Task 1: Computational modeling of radiation in IC engines using CFD
OpenFoam will be used as CFD software during the project. It is open software that offers full access to modify the program code. It is free of charge and can be used unlimited for parallel computation on computer clusters. This is essential for development of a detailed engine model. The model development will take place at DTU MEK and will be carried out by a Senior Scientist and a Post Doc. Modification of the program code will be made in collaboration with POLIMI. The combustion and soot models will be implemented in collaboration with NTNU and the detailed engine model together with MDT.
Task 1.1 Gaseous fuel flame models:
Computational models for test cases from Task 3 with gaseous fuel flames will be developed. Combustion and soot models will be tested and validated against measurements from Task 3. Computational interface for inclusion of data from the lumped spectra databases developed in Task 2.2 into radiation models integrated in OpenFOAM will be developed. The result will be a set of model cases that are ready to test modifications of the radiation model during the project.

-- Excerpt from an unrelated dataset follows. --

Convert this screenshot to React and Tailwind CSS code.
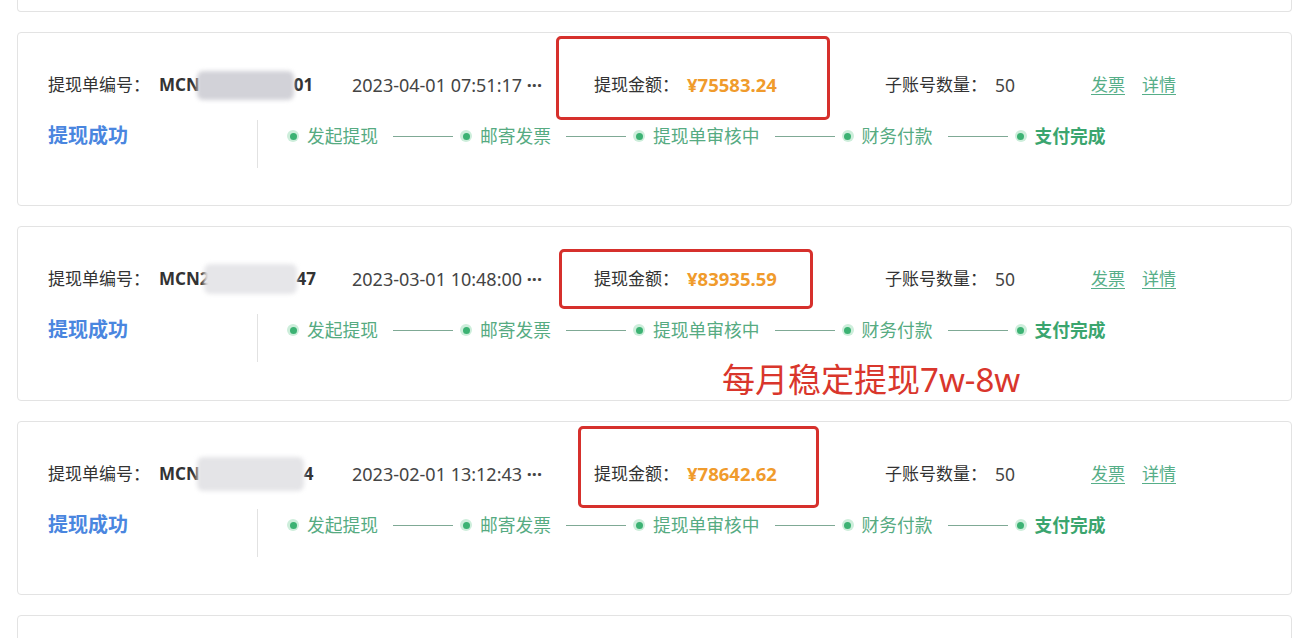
import React from "react";

const steps = ["发起提现", "邮寄发票", "提现单审核中", "财务付款", "支付完成"];

function Steps() {
  return (
    <div className="flex items-center h-[32px]">
      {steps.map((s, i) => {
        const last = i === steps.length - 1;
        return (
          <div key={s} className="flex items-center">
            <span className="w-[12px] h-[12px] rounded-full bg-[#cdeedb] flex items-center justify-center">
              <span className="w-[7px] h-[7px] rounded-full bg-[#3cb273]" />
            </span>
            <span
              className={
                "ml-[8px] text-[17.75px] leading-[32px] " +
                (last ? "font-bold text-[#3aa56e]" : "text-[#56ab82]")
              }
            >
              {s}
            </span>
            {!last && <span className="ml-[15px] mr-[7px] w-[60px] h-px bg-[#7fa995]" />}
          </div>
        );
      })}
    </div>
  );
}

function Card({ idHead, idTail, blurClass, date, amount, boxClass, heightClass, children }) {
  return (
    <div className={"relative bg-white border border-[#e3e3e3] rounded-[4px] pl-[30px] pt-[40px] " + heightClass}>
      <div className="flex items-center h-[24px] text-[17px] text-[#333333]">
        <span className="w-[111px] shrink-0">提现单编号：</span>
        <span className="w-[193px] shrink-0 flex items-center font-bold text-[#333333]">
          <span>{idHead}</span>
          <span className={"inline-block rounded-[6px] blur-[2px] " + blurClass} />
          <span>{idTail}</span>
        </span>
        <span className="w-[242px] shrink-0 text-[#444444] text-[18px]">
          {date} <span className="font-bold">···</span>
        </span>
        <span className="w-[93px] shrink-0">提现金额：</span>
        <span className="w-[198px] shrink-0 font-bold text-[#f09b2c] text-[18.5px]">{amount}</span>
        <span className="w-[110px] shrink-0">子账号数量：</span>
        <span className="w-[96px] shrink-0 text-[#444444] text-[17.5px]">50</span>
        <span className="text-[#56ae88] underline underline-offset-[3px] decoration-[#56ae88]">发票</span>
        <span className="ml-[17px] text-[#56ae88] underline underline-offset-[3px] decoration-[#56ae88]">详情</span>
      </div>
      <div className="flex mt-[23px]">
        <div className="w-[209px] shrink-0 text-[20px] leading-[32px] font-bold text-[#4a86df]">提现成功</div>
        <div className="border-l border-[#e2e2e2] h-[48px] pl-[29px]">
          <Steps />
        </div>
      </div>
      <div className={"absolute border-[3px] border-[#d6302c] rounded-[5px] " + boxClass} />
      {children}
    </div>
  );
}

export default function App() {
  return (
    <div className="w-[1304px] h-[638px] overflow-hidden bg-white font-['Noto_Sans','Noto_Sans_CJK_SC',sans-serif]">
      <div className="flex flex-col gap-[20px] pl-[17px] pr-[12px]">
        <div className="h-[12px] border border-t-0 border-[#e3e3e3] rounded-b-[4px]" />
        <Card
          idHead="MCN"
          idTail="01"
          blurClass="w-[97px] h-[29px] -ml-[3px] bg-[#d2d2d8]"
          date="2023-04-01 07:51:17"
          amount="¥75583.24"
          heightClass="h-[174px]"
          boxClass="left-[538px] top-[3px] w-[274px] h-[84px]"
        />
        <Card
          idHead="MCN2"
          idTail="47"
          blurClass="w-[93px] h-[30px] -ml-[6px] bg-[#e6e6e9]"
          date="2023-03-01 10:48:00"
          amount="¥83935.59"
          heightClass="h-[175px]"
          boxClass="left-[541px] top-[22px] w-[254px] h-[60px]"
        >
          <div className="absolute left-[704px] top-[136px] text-[33px] leading-[33px] text-[#d9362c] whitespace-nowrap">
            每月稳定提现7w-8w
          </div>
        </Card>
        <Card
          idHead="MCN"
          idTail="4"
          blurClass="w-[107px] h-[34px] -ml-[3px] bg-[#e4e4e7]"
          date="2023-02-01 13:12:43"
          amount="¥78642.62"
          heightClass="h-[174px]"
          boxClass="left-[560px] top-[4px] w-[241px] h-[82px]"
        />
        <div className="h-[174px] bg-white border border-[#e3e3e3] rounded-[4px]" />
      </div>
    </div>
  );
}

Task 1.2 Liquid fuel flame models:
Computational model of spray bomb experiments in Task 4.1 will be developed. Numerical predictions of changes in spray parameters, like bulk density change from atmospheric air to engine conditions, will be directly compared to the experiments. Data from the atmospheric spray chamber experiments will be used to fine tune the computational spray model and enable it for calculations on full size fuel injector of MDT test engine.
Computational models for experimental test cases from Task 4.2 with liquid fuel flames will be developed. A special focus will be on finding the most adequate approach for coupling the radiant heat transfer model with the fuel spray model. Spectral data of liquid and vaporized fuels from Task 2.3 will be used.

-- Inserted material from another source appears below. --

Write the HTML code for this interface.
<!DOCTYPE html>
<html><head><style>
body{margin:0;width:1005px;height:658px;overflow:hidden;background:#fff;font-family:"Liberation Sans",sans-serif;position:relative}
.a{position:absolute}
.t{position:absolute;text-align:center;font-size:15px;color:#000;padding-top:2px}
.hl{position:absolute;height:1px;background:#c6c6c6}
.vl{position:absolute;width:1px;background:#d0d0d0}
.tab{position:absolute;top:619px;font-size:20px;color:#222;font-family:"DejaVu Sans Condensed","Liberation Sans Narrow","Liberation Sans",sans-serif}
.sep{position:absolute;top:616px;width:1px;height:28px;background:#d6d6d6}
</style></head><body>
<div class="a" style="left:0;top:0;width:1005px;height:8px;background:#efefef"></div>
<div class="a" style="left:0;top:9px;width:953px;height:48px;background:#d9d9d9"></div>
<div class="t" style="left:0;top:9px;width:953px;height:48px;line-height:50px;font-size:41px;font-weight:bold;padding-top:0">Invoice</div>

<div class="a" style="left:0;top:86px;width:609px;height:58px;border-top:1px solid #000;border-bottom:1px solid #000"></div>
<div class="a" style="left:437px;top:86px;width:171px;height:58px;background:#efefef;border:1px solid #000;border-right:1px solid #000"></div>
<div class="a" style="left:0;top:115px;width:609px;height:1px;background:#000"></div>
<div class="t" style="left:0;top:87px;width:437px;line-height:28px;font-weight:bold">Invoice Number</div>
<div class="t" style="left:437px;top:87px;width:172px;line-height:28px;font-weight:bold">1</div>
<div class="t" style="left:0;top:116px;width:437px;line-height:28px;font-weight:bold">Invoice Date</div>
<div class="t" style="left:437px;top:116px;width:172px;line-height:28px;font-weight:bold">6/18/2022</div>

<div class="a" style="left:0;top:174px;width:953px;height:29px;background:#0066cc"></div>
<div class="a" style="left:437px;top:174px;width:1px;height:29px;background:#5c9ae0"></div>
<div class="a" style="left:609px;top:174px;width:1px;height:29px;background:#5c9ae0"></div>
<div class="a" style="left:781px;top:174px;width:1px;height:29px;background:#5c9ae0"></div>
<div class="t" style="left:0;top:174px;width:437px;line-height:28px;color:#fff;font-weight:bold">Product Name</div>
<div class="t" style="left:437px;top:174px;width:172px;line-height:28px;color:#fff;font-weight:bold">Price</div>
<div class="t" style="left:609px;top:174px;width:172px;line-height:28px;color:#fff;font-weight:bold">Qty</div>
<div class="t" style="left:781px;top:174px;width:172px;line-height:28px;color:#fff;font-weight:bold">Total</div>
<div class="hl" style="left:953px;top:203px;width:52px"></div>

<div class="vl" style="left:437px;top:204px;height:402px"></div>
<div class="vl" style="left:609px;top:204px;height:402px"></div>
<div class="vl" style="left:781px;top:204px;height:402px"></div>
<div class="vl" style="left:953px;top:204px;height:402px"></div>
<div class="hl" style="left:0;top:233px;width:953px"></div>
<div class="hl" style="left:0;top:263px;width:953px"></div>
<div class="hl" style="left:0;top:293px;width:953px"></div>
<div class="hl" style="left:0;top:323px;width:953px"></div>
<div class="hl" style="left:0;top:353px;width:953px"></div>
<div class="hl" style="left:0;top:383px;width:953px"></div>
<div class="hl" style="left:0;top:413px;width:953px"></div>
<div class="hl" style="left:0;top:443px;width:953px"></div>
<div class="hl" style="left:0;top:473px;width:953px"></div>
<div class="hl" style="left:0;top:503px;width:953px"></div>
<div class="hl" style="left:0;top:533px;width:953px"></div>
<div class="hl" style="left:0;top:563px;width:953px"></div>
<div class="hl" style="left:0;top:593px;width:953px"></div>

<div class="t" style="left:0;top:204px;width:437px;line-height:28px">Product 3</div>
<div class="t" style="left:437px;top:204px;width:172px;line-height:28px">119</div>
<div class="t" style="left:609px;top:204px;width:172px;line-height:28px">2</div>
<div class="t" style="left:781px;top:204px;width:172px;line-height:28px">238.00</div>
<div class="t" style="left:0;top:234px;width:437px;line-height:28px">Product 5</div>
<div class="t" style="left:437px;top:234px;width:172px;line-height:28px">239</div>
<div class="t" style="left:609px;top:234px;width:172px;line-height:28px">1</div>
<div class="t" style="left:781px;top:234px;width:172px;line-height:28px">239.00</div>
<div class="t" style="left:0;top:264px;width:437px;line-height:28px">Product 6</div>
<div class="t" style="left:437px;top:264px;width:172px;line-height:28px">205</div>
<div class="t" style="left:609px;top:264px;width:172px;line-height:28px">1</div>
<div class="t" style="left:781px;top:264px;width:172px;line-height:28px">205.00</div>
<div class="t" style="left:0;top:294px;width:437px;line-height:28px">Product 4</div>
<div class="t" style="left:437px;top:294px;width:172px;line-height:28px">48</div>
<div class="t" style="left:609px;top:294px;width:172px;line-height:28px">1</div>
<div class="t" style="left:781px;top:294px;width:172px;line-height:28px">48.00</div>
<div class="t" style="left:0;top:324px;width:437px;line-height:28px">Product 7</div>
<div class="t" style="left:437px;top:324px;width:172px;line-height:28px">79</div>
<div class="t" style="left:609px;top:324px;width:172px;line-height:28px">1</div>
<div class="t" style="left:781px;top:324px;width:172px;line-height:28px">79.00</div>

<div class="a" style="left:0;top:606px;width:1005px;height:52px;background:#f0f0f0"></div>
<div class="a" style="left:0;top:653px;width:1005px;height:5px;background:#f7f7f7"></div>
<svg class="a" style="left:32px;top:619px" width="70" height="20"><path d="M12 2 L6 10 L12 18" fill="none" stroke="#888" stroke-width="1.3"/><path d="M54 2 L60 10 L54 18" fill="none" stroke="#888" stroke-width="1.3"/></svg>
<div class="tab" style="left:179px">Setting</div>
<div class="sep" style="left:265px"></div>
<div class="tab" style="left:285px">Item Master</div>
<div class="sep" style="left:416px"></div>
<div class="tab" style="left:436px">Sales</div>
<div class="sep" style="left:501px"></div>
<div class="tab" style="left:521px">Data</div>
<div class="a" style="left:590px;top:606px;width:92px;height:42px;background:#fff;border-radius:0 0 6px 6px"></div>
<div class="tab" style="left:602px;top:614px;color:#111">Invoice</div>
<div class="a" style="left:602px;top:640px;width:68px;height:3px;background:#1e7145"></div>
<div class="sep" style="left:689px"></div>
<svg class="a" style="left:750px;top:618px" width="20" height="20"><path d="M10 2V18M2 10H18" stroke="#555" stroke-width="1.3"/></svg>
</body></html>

Task 1.3 Detailed diesel engine model:
Computational model of the full scale MDT test engine will be developed. It will be based on existing engine models but further extended with the developed radiation model. Also the combustion, soot and spray models from Task 1.2 and 1.3 will be tested. Available experimental data will be fully integrated into computations through careful selection of boundary conditions (BC) applied. This is important to ensure that any uncertainty about applied BC’s is removed from the obtained results, thereby enabling a direct quality assessment of the developed radiation model. The BC at the scavenge air inlet will be based on the results of another active project between DTU MEK and MTD where basic properties of swirling scavenge air are investigated. The BC at the fuel injector will be taken from the work in Task 1.2. The BC’s at the cylinder walls will be based on the thin film thermocouple measurements from Task 5.2.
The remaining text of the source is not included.